The main news in the United States this week was the job report published on Friday which revealed that job gains of 156,000 jobs were slightly below consensus estimates of 175,000 in September. The key takeaways of the report are that the job growth is healthy even though the hiring momentum has slowed since monthly job gains have averaged 169,000 over the past six months, compared to 238,000 in the preceding six-month period. Furthermore, the job report offers no clear signal for the FED concerning a possible rate hike until the end of this year. Right now the fed funds futures imply a probability of about 14% for a rate hike in November and a 64% probability for a rate hike in December. The yield on the benchmark 10-yr note climbed as high as 1.76% from last Friday’s settlement of 1.60% before ending the week at 1.72%.
Despite stronger than expected vehicle sales and manufacturing data stocks slightly fell with the S&P 500 closing at 2,154 which is about 0.7% lower than last week. Notably, the biggest losers for the week were sectors that had previously been big winners. That included the utilities, telecom services, and real estate sectors. Those sectors were down between 3.0% and 5.0% for the week.
Next week Monday, the Fed will release its September meeting minutes and on Friday, consumer sentiment data will be released.
On Monday, a report from HIS Markit showed the PMI for manufacturing increased from August’s value of 51.7 to 52.6 in September, aligned with expectations. The growth was led by Germany (which registered a 3-month high) Netherlands and Austria, while Spain, Italy and Ireland showed signs of weaker improvements and manufacturing in Greece declined.
On Tuesday, European PPI for August (MoM) was reported to be at -0.2%, under the expectations on -0.1%. On Wednesday, retail sales MoM for the EU were announced at -0.1%, higher the predicted figure of -0.3%.
On Friday, French Current Account beat forecasts of -€4.4b, coming at -€2.1b, while the French Trade Balance confirmed forecasts of -€4.3b.
After Deutsche Bank’s shares rebounded on Friday because of the news of an agreement between the bank and the DoJ (which would settle the sanction at $5.4 billions), the stock traded in the Frankfurt Stock Exchange close to €12.1510 on Friday (+20.54% from last week Thursday, +3.80% from last week Friday).
Rumours were spread about a possible reduction of €10bn per month in the ECB bond purchase program. However, on Friday during the Annual Meeting of the IMFC in Washington, Mario Draghi confirmed the central bank’s forward guidance on the bond purchase and on interest rates. He stated: “We have confirmed our forward guidance on asset purchases and our policy interest rates, indicating that the ECB intends to run asset purchases until the end of March 2017 or beyond, if necessary, and in any case until the Governing Council sees a sustained adjustment in the path of inflation towards levels below, but close to, 2% over the medium term”.
Germany 10-year Bond yield increased during the week from -12bp on 30 Sept. to +2.1 bp on Friday 7 Oct., leaving negative territory.

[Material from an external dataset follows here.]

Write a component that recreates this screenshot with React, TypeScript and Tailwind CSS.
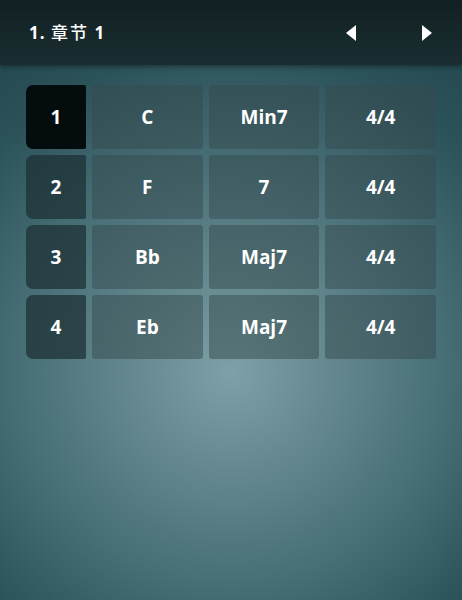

German DAX lost 0.19% during the week and closed 10490.86 on Friday
Euro Stoxx 50 peaked on Tuesday at 3029.50 and declined in the following day. It closed on Friday at 3000.57, near the closing of the previous week at 3002.24 (-0.06% change over the week).
On Monday, Prime Minister Theresa May announced that the process of withdrawal from the EU will begin by the end of March 2017 when the Article 50 will be invoked. Her speech at the Conservative Party’s annual conference suggested that the UK’s path is heading to a “hard” Brexit (with limited access to the single market).
On the following day, three senior figures in May’s administration declared that he government will refuse to prioritize the protection of the financial sector after the U.K. has left the European Union.
On the same day, manufacturing PMI for the UK exceeded the 52.1 expected by economists and reached 55.4 in September, the highest in two years.
On Friday, both British Industrial Production and Manufacturing Production for August (MoM) disappointed the prediction and was declared respectively at -0.4% (against 0.1% expected) and 0.2% (against 0.5% expected). UK’s Trade Balance for August was at -£12.11b, lower that expectations of -£11.30b.
Following the announcements on Brexit’s negotiations, the pound dropped against the USD by 1.02% and 0.9% in the first two days of the week. On Friday, in the first minutes of Asia trading, the sterling fell abruptly by more than 6% and partially recovered right after. Even if the trigger of the movement is uncertain, the sell-off was probably boosted by algorithmic transactions. Overall, GBP/USD decreased by 4.18% during the week to 1.2434$, reaching the lowest level since 1985.
The FTSE 100 index rose by 2.25% through the week and closed at 7044.39 on Friday, primarily due to the declining pound.
Rest of the World
Emerging markets equities are currently driven by expectations concerning increasing interest rates in the US as well as the rebound in oil and other commodities. Moreover, this week analysts increased their profit projections for companies in the MSCI EM Index by the most since 2011. Therefore, the Emerging markets ETFs received net inflows of about 817 million USD in the past five days, taking inflows this year to almost 26 billion USD according to data from Bloomberg.